* Begin Items *
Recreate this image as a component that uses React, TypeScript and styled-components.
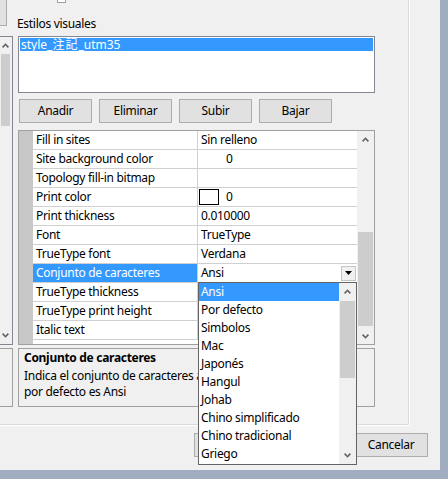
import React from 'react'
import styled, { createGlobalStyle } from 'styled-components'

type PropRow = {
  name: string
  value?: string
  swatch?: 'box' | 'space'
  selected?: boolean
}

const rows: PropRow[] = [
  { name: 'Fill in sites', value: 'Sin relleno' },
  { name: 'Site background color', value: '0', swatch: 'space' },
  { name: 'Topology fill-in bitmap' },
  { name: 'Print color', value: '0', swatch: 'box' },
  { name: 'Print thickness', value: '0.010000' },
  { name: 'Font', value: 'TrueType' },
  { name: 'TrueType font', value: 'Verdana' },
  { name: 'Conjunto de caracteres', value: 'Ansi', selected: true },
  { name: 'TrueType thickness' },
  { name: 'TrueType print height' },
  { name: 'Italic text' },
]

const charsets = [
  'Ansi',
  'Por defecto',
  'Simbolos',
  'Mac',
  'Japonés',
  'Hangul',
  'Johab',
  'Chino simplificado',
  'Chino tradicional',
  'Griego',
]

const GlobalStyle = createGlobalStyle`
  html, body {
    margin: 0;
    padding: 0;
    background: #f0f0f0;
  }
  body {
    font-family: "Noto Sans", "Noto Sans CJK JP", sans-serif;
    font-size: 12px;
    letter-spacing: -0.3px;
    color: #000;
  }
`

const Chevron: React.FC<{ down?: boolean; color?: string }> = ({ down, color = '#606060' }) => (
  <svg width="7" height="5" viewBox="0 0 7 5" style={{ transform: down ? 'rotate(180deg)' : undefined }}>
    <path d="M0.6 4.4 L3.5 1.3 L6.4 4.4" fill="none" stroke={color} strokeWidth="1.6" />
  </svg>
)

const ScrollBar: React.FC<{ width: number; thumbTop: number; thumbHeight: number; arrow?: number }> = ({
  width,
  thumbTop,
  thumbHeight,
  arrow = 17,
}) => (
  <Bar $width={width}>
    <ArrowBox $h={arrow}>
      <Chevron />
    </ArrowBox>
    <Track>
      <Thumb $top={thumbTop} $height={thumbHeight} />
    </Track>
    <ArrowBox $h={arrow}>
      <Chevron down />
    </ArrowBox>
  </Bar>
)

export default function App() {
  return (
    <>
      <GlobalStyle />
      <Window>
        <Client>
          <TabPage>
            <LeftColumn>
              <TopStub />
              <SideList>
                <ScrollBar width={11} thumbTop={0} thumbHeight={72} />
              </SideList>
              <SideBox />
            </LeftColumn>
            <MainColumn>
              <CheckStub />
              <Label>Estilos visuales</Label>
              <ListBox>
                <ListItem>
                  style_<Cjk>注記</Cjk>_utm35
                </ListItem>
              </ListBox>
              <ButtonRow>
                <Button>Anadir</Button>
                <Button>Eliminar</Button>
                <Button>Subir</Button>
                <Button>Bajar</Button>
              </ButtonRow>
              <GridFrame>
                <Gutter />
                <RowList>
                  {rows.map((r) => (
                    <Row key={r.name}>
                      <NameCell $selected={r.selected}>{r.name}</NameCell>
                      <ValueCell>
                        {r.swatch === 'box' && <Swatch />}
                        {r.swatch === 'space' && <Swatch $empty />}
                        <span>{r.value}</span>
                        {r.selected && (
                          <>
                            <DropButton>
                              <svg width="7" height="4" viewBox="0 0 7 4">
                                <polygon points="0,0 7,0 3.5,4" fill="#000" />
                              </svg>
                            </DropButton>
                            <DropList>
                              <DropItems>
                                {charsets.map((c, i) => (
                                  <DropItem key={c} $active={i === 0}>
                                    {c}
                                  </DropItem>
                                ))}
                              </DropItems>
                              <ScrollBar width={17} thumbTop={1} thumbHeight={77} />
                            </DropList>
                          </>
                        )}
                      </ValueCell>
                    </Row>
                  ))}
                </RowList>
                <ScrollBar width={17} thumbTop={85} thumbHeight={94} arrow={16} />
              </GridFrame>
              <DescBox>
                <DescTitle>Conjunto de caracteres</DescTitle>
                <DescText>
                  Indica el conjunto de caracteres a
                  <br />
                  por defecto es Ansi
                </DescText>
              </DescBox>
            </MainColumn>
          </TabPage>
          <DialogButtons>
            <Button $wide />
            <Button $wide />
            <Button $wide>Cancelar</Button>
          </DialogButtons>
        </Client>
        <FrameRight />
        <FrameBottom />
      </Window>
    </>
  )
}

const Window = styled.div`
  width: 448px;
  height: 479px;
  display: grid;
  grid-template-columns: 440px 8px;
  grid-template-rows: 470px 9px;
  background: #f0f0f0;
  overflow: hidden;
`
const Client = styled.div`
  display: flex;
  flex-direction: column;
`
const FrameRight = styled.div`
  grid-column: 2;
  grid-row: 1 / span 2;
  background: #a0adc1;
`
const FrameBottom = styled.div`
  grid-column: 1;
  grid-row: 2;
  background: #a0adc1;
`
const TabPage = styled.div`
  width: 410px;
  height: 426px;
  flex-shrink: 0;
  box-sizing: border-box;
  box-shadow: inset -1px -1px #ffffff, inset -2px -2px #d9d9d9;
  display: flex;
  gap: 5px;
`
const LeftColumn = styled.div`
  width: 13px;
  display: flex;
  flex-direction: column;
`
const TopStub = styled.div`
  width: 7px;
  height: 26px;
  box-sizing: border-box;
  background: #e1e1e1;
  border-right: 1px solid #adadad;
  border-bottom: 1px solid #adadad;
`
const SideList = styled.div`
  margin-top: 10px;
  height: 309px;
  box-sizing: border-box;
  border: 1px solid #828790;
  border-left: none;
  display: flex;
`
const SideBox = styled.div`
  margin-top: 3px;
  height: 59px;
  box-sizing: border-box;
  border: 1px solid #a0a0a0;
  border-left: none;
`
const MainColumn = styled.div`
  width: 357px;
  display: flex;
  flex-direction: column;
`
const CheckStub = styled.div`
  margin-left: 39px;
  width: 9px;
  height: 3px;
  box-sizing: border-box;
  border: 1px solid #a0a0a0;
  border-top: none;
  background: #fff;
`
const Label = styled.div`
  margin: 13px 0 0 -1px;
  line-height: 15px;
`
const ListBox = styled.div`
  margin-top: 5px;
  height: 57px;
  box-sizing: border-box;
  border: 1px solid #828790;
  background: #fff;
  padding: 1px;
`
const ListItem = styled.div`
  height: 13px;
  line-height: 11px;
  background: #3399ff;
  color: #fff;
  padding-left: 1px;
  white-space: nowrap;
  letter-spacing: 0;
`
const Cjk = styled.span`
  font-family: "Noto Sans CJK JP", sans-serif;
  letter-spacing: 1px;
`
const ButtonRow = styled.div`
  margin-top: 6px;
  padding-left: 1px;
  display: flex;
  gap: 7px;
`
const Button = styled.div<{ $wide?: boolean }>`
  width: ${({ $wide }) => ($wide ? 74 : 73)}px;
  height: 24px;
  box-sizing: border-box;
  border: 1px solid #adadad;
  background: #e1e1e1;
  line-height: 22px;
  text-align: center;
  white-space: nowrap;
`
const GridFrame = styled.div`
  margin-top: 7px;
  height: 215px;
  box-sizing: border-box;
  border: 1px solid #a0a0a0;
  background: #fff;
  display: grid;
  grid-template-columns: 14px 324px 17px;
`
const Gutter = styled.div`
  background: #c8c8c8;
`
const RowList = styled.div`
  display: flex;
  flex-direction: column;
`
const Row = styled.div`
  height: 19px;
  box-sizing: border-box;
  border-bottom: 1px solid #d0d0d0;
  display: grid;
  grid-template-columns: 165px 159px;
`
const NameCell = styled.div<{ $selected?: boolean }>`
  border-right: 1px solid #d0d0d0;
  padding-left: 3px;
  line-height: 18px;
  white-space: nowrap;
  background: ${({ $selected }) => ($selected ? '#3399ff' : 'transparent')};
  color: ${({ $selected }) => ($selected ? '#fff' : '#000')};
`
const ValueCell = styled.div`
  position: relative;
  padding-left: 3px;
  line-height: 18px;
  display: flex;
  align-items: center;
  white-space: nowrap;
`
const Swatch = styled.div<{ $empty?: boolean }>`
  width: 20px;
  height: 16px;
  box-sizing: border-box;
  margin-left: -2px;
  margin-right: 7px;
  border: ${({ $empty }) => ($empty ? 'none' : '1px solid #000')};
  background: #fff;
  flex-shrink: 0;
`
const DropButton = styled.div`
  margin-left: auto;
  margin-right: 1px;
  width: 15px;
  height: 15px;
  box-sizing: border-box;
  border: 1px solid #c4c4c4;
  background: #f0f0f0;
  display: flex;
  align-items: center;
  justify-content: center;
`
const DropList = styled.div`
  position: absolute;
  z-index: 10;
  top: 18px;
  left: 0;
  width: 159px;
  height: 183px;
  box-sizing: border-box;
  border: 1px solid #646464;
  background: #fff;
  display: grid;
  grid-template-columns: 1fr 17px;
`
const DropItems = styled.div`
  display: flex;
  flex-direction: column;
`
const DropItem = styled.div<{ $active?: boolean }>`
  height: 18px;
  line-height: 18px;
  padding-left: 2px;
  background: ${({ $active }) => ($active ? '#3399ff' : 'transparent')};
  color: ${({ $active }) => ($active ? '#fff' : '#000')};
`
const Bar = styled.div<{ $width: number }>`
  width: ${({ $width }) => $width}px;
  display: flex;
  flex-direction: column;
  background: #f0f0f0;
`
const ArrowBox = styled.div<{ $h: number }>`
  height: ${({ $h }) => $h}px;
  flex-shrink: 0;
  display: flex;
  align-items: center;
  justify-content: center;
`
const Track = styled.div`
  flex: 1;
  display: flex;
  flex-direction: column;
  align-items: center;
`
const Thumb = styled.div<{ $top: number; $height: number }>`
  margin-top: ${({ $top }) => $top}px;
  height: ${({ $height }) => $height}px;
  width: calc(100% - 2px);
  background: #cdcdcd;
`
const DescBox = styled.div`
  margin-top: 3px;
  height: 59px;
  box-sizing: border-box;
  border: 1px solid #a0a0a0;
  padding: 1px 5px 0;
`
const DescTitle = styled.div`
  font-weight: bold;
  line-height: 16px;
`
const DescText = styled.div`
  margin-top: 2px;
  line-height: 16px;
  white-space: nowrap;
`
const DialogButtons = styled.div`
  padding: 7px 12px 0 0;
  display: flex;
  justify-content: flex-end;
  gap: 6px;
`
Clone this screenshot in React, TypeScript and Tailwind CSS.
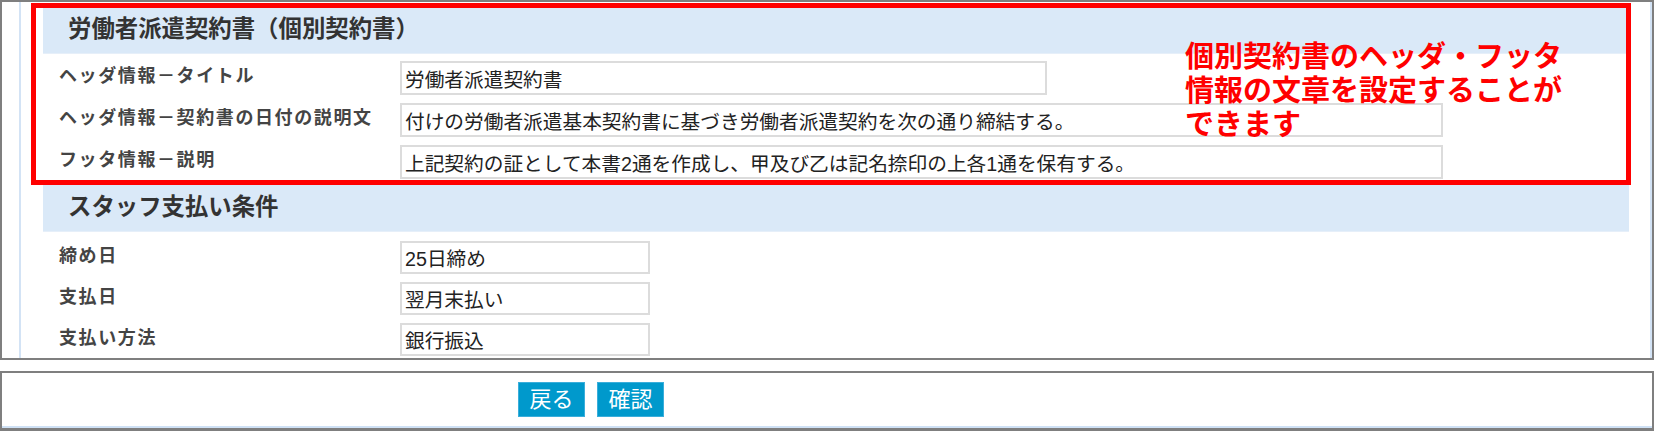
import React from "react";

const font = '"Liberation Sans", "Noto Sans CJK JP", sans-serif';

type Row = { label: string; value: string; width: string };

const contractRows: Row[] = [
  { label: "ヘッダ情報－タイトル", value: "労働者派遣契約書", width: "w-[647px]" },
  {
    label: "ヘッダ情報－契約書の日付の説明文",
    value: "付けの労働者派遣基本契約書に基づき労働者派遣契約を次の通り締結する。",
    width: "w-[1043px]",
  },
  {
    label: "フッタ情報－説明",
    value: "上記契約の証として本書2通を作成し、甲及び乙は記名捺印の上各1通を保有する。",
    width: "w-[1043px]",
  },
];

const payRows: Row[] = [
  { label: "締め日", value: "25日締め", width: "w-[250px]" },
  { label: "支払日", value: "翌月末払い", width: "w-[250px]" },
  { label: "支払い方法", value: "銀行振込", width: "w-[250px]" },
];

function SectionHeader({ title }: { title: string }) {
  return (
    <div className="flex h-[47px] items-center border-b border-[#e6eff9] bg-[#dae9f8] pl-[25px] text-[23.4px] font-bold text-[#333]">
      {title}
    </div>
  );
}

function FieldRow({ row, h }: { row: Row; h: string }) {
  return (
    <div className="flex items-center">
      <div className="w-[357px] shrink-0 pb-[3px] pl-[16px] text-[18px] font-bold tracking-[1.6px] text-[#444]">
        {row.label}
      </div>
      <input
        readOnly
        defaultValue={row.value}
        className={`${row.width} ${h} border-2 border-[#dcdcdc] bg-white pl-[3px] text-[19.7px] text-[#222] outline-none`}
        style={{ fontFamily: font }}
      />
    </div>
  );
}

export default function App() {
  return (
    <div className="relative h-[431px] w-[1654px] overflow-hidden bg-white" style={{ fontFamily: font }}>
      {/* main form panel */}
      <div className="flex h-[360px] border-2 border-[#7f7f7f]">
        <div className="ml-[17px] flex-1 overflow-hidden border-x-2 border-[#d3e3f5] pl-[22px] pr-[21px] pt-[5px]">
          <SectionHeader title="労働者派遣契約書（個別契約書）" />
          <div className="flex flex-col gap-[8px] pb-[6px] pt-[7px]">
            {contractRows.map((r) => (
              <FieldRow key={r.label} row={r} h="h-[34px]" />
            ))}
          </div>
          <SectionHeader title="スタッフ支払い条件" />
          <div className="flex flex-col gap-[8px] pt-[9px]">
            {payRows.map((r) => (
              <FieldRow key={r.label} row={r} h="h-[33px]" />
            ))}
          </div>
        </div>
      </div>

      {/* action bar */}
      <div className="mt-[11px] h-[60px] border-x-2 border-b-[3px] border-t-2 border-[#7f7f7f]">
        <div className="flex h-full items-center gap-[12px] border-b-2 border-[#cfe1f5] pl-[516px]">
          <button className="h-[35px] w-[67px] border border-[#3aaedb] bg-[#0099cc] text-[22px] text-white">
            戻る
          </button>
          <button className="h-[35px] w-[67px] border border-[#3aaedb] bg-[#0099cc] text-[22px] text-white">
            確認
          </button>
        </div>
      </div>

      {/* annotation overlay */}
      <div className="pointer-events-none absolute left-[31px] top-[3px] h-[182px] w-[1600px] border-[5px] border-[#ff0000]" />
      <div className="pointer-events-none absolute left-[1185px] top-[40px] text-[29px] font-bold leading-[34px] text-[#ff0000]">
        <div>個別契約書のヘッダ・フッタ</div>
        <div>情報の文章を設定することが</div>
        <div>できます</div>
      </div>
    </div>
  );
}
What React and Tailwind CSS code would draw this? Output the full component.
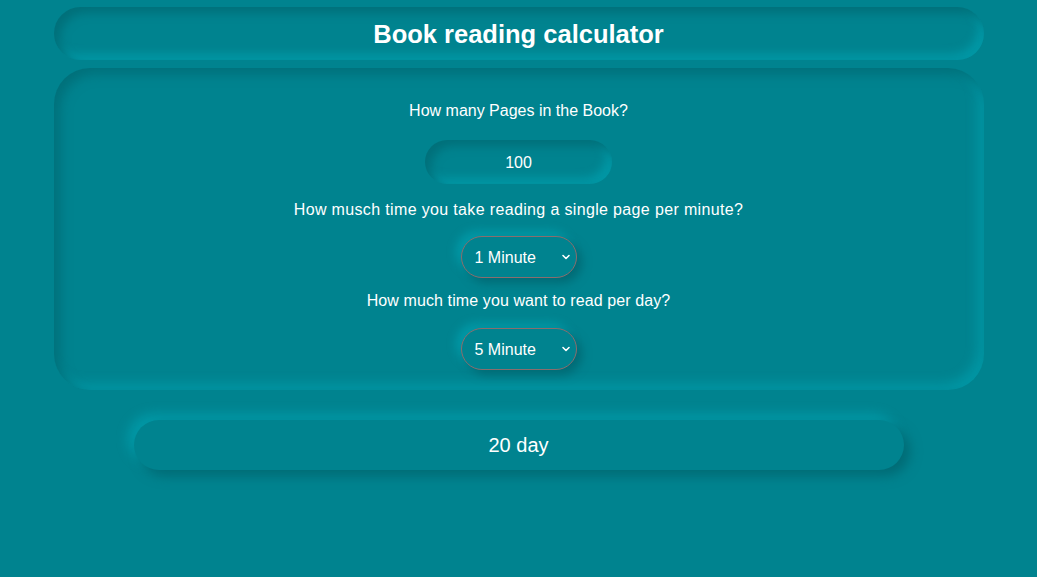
* End Items *
• [Task goal]: Filter the records down to the lines that contain the string "TypeScript", and copy those lines.

• [Task output]:
Recreate this image as a component that uses React, TypeScript and styled-components.
Clone this screenshot in React, TypeScript and Tailwind CSS.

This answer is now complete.